Clevere Münchner
FC Bayern schaut nach dem dürftigen Auftritt beim 1:0 in Lille in der Königsklasse hoffnungsvoll nach vorn
Karl-Heinz Rummenigge sah offensichtlich keinen Anlass, eine schwungvolle Rede zu halten. Also machte es der Vorstandsvorsitzende des FC Bayern München kurz. »Dieses Spiel«, sagte er im eher schmucklosen Theatersaal eine Etage über dem Casino von Lille, »wird sicher nicht in die Geschichtsbücher der Champions League eingehen.« Aber, ein Sieg sei nun mal ein Sieg, »wir können auch in der Champions League wieder hoffnungsvoll in die Zukunft schauen«, ergänzte Rummenigge. Dann eröffnete er eiligst das Buffet.
Tatsächlich hätte es einiges zu bereden gegeben nach dem 1:0 (1:0) des FC Bayern gegen OSC Lille. Etwa: Wie kann es sein, dass der Rekordmeister in der Bundesliga in einer zum Teil glanzvollen Manier die Gegner dominiert und einen Startrekord aufstellt, dann aber in der Champions League davon überhaupt nichts zu sehen ist? »Wir haben nicht so brillant gespielt wie in den letzten Wochen, aber auch das gehört zum Alltag«, sagte dazu Trainer Jupp Heynckes. Dies sei eben »europäisch cleverer Fußball« gewesen, fügte er an: »Die europäische Bühne ist kein Wunschkonzert. Wir mussten gewinnen, das haben wir gemacht, das zählt.«
Die wichtigste Erkenntnis aus Gruppenspiel Nummer drei in der Champions League also ist: Der FC Bayern ist wieder auf Kurs nach der unerwarteten Niederlage gegen BATE Borissow (1:3) drei Wochen zuvor in Minsk. »Es war ein wichtiger Sieg«, betonte nicht nur Rummenigge, »wir standen unter Druck.« Die Münchner haben nun sechs Punkte, ebenso wie der FC Valencia und Borissow, Lille, am 7. November zu Gast in der Münchner Arena, ist punktlos - und praktisch raus. Heynckes hält das für eine »optimistische Ausgangsposition«.

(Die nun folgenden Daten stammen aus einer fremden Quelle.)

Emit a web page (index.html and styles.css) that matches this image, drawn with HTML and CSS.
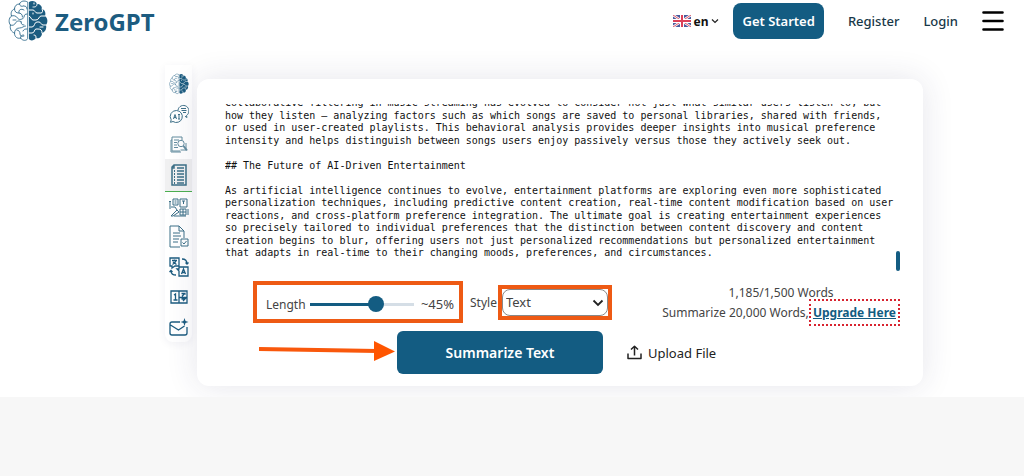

Zweite wichtige Erkenntnis aus dem Spiel in Lille: Es gibt beim FC Bayern tatsächlich noch Spieler, die in der Champions League zu einem Torerfolg durch Elfmeter fähig sind. Thomas Müller, verriet Heynckes nach dem Spiel, ist mittlerweile Schütze Nummer eins für den Fall der Fälle. Nachdem also Philipp Lahm im Strafraum leicht geschubst worden war und Schiedsrichter Martin Atkinson aus England auf Elfmeter entschieden hatte, nahm sich Müller des Balles an, lief an und verwandelte mühelos (20.). Dabei war es sein erster Elfmeter in der Bundesliga oder der Königsklasse überhaupt.

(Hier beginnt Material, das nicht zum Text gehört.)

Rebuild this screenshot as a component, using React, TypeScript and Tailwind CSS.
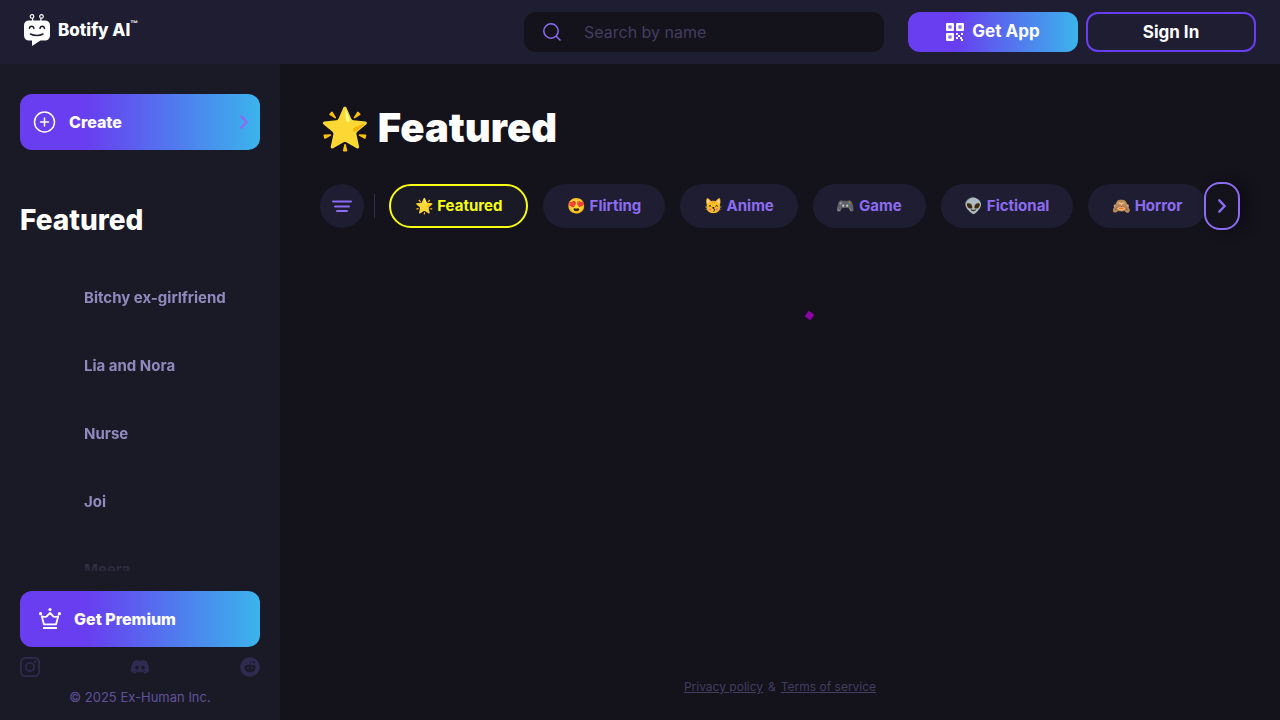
import { FaDiscord, FaReddit } from "react-icons/fa"

const characters = ["Bitchy ex-girlfriend", "Lia and Nora", "Nurse", "Joi", "Meera"]

const categories = [
    { label: "🌟 Featured", active: true },
    { label: "😍 Flirting" },
    { label: "😽 Anime" },
    { label: "🎮 Game" },
    { label: "👽 Fictional" },
    { label: "🙈 Horror" },
]

function Logo() {
    return (
        <a href="#" className="flex items-center gap-2 pb-1 text-white">
            <svg className="h-8 w-[26px]" viewBox="0 0 26 32" fill="none">
                <g stroke="currentColor" strokeWidth="1.2">
                    <circle cx="8" cy="2.4" r="1.8" />
                    <circle cx="17.5" cy="2.4" r="1.8" />
                    <path d="M8.6 4v3M16.9 4v3" />
                </g>
                <path d="M5 6.4h16a5 5 0 0 1 5 5v10.2a5 5 0 0 1-5 5h-4.6L8 32v-5.4H5a5 5 0 0 1-5-5V11.4a5 5 0 0 1 5-5z" fill="currentColor" />
                <g stroke="#1f1d31" strokeWidth="1.5" strokeLinecap="round">
                    <path d="M5.4 14.4c.3-3 4.2-3 4.5 0M16 14.4c.3-3 4.2-3 4.5 0" />
                    <path d="M6.5 20c3.5 2 9 2 12.5 0" />
                </g>
            </svg>
            <span className="flex items-start">
                <span className="text-[17px] leading-6 font-extrabold">Botify AI</span>
                <span className="font-['Liberation_Sans',sans-serif] text-[8px] leading-3 font-bold">™</span>
            </span>
        </a>
    )
}

function Chevron({ className }: { className: string }) {
    return (
        <svg className={className} viewBox="0 0 8 14" fill="none" stroke="currentColor" strokeWidth="2.4" strokeLinecap="round" strokeLinejoin="round">
            <path d="M1.3 1.3 6.7 7l-5.4 5.7" />
        </svg>
    )
}

function Header() {
    return (
        <header className="flex h-16 shrink-0 items-center justify-between bg-[#1f1d31] px-6">
            <Logo />
            <div className="flex items-center">
                <label className="mr-6 flex h-10 w-[360px] items-center rounded-xl bg-[#14121b] pl-[19px]">
                    <svg className="h-[18px] w-[18px] shrink-0 text-[#8b6cf3]" viewBox="0 0 18 18" fill="none" stroke="currentColor" strokeWidth="1.5">
                        <circle cx="8" cy="8" r="7.2" />
                        <path d="m13.2 13.2 4.3 4.3" />
                    </svg>
                    <input
                        type="text"
                        aria-label="Search by name"
                        placeholder="Search by name"
                        className="ml-[23px] min-w-0 flex-1 bg-transparent text-base outline-none placeholder:text-[#433d61]"
                    />
                </label>
                <button className="mr-2 flex h-10 w-[170px] items-center justify-center gap-2 rounded-xl bg-[linear-gradient(90deg,#683ef0_28%,#3bb4ec)] text-[17px] font-bold">
                    <svg className="h-[18px] w-[18px]" viewBox="0 0 18 18" fill="currentColor">
                        <path fillRule="evenodd" d="M1 0h6a1 1 0 0 1 1 1v6a1 1 0 0 1-1 1H1a1 1 0 0 1-1-1V1a1 1 0 0 1 1-1zm1.5 2.5v3h3v-3zM11 0h6a1 1 0 0 1 1 1v6a1 1 0 0 1-1 1h-6a1 1 0 0 1-1-1V1a1 1 0 0 1 1-1zm1.5 2.5v3h3v-3zM1 10h6a1 1 0 0 1 1 1v6a1 1 0 0 1-1 1H1a1 1 0 0 1-1-1v-6a1 1 0 0 1 1-1zm1.5 2.5v3h3v-3z" />
                        <path d="M3.4 3.4h1.2v1.2H3.4zM13.4 3.4h1.2v1.2h-1.2zM3.4 13.4h1.2v1.2H3.4zM10 10h2v2h-2zM12 12h2v2h-2zM15 10h2v2h-2zM14 14h2v2h-2zM12 16h-2v-2h2zM15 16h2v2h-2z" />
                    </svg>
                    Get App
                </button>
                <button className="h-10 w-[170px] rounded-xl border-2 border-[#683ef0] text-[17px] leading-5 font-bold">Sign In</button>
            </div>
        </header>
    )
}

function Sidebar() {
    return (
        <aside className="flex w-[280px] shrink-0 flex-col bg-[#1a1926] px-5 pt-[30px] pb-[13px]">
            <button className="flex h-14 shrink-0 items-center rounded-xl bg-[linear-gradient(90deg,#683ef0_28%,#3bb4ec)] px-3 font-extrabold">
                <svg className="h-6 w-6" viewBox="0 0 24 24" fill="none" stroke="currentColor" strokeWidth="1.5" strokeLinecap="round">
                    <circle cx="12.5" cy="12" r="10" />
                    <path d="M12.5 8v8M8.5 12h8" />
                </svg>
                <span className="ml-[13px]">Create</span>
                <Chevron className="ml-auto h-[14px] w-2 text-[#8b6cf3]" />
            </button>

            <h2 className="mt-[52px] text-[28px] leading-9 font-extrabold">Featured</h2>

            {/* character list fades out above the premium button */}
            <ul className="mt-[26px] min-h-0 flex-1 overflow-hidden text-[15px] font-bold text-[#9189bd] [mask-image:linear-gradient(#000_84%,transparent_102%)]">
                {characters.map((name) => (
                    <li key={name}>
                        <a href="#" className="flex h-[68px] items-center pl-16">{name}</a>
                    </li>
                ))}
            </ul>

            <button className="mt-5 flex h-14 shrink-0 items-center rounded-xl bg-[linear-gradient(90deg,#683ef0_28%,#3bb4ec)] px-[18px] font-extrabold">
                <svg className="h-6 w-6" viewBox="0 0 24 24" fill="none" stroke="currentColor" strokeWidth="1.8">
                    <path d="M3.8 9.2 5.9 17.3h12.2l2.1-8.1c-2 .9-3.5.9-4.7.3L12 6 8.5 9.5c-1.2.6-2.7.6-4.7-.3z" strokeLinejoin="round" />
                    <path d="M5 21h14" strokeWidth="2" />
                    <g fill="currentColor" stroke="none">
                        <circle cx="12" cy="2.6" r="1.6" />
                        <circle cx="2.6" cy="6.7" r="1.6" />
                        <circle cx="21.4" cy="6.7" r="1.6" />
                    </g>
                </svg>
                <span className="ml-3">Get Premium</span>
            </button>

            <div className="mt-[10px] flex items-center justify-between text-[#2f2a50]">
                <a href="#" aria-label="Instagram">
                    <svg className="h-5 w-5" viewBox="0 0 20 20" fill="none" stroke="currentColor" strokeWidth="1.8">
                        <rect x=".9" y=".9" width="18.2" height="18.2" rx="4.5" />
                        <circle cx="10" cy="10" r="4.2" />
                        <circle cx="15.4" cy="4.7" r="1.2" fill="currentColor" stroke="none" />
                    </svg>
                </a>
                <a href="#" aria-label="Discord"><FaDiscord className="h-5 w-5" /></a>
                <a href="#" aria-label="Reddit"><FaReddit className="h-5 w-5" /></a>
            </div>
            <p className="mt-[10px] text-center text-[13px] leading-5 text-[#5f529b]">© 2025 Ex-Human Inc.</p>
        </aside>
    )
}

function Categories() {
    return (
        <div className="relative mt-8">
            <div className="flex items-center overflow-hidden">
                <button aria-label="Filter" className="flex h-11 w-11 shrink-0 items-center justify-center rounded-full bg-[#1f1d31] text-[#8b6cf3]">
                    <svg className="h-3 w-5" viewBox="0 0 20 12" stroke="currentColor" strokeWidth="2" strokeLinecap="round">
                        <path d="M1 1.5h18M3 6.5h14M5 11h10" />
                    </svg>
                </button>
                <span className="ml-[10px] h-6 w-px shrink-0 bg-[#2f2a50]" />
                <div className="ml-[14px] flex gap-[15px]">
                    {categories.map((item) => (
                        <button
                            key={item.label}
                            className={`h-11 shrink-0 rounded-full px-6 text-[15px] font-bold whitespace-nowrap ${
                                item.active ? "border-2 border-[#f8ff13] bg-[#1a1926] text-[#f8ff13]" : "bg-[#1f1d31] text-[#8b6cf3]"
                            }`}
                        >
                            {item.label}
                        </button>
                    ))}
                </div>
            </div>
            <button aria-label="Next" className="absolute -top-[2px] right-0 flex h-12 w-9 items-center justify-center rounded-2xl border-2 border-[#8b6cf3] bg-[#14121b] text-[#8b6cf3] shadow-[8px_0_12px_#0f0d15]">
                <Chevron className="h-[14px] w-2" />
            </button>
        </div>
    )
}

export default function App() {
    return (
        <div className="flex h-screen flex-col bg-[#14121b] font-['Inter','Noto_Color_Emoji',sans-serif] text-white">
            <Header />
            <div className="flex min-h-0 flex-1">
                <Sidebar />
                <main className="flex min-w-0 flex-1 flex-col px-10 pt-10">
                    <h1 className="text-[40px] leading-[48px] font-black">🌟 Featured</h1>
                    <Categories />
                    {/* loading spinner */}
                    <div className="flex flex-1 justify-center pt-[84px]">
                        <span className="ml-[58px] h-[7px] w-[7px] rotate-35 rounded-[1px] bg-[#8c02a2]" />
                    </div>
                    <footer className="flex h-[66px] items-center justify-center gap-[5px] text-xs text-[#433d61]">
                        <a href="#" className="underline">Privacy policy</a>
                        <span>&amp;</span>
                        <a href="#" className="underline">Terms of service</a>
                    </footer>
                </main>
            </div>
        </div>
    )
}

Ein verwandelter Elfmeter des FC Bayern in der Champions League hat schon beinahe den Hauch des Exotischen: Den bislang letzten im Verlauf eines Spiels der Königsklasse vergab Stürmer Mario Mandzukic Mitte September beim Gruppenauftakt gegen den FC Valencia (2:1). Den vorletzten hatte Arjen Robben verschossen, in der 108. Minute des Endspiels der Champions League 2012 im Mai gegen den FC Chelsea London - beim Stand von 1:1. Dazwischen fand auch noch jenes denkwürdige Elfmeterschießen statt, in dem Bastian Schweinsteiger nur den Pfosten traf.
Nicht auszudenken, wenn Müller nicht getroffen hätte: Denn die Statistiker der Europäische Fußball-Union (UEFA) zählten ansonsten in den 90 Minuten nur einen einzigen weiteren Schuss des FC Bayern direkt auf das Tor von Lille. Wohl deshalb hielten sich die Münchner Spieler mit einer gewissen Erleichterung nur allzu gerne mit dem Elfmeter von Thomas Müller auf. Dieser, behauptete Schweinsteiger, »habe eine spezielle Art zu schießen«, das sehe irgendwie »komisch« aus - »aber endlich hat er es mal zeigen können«.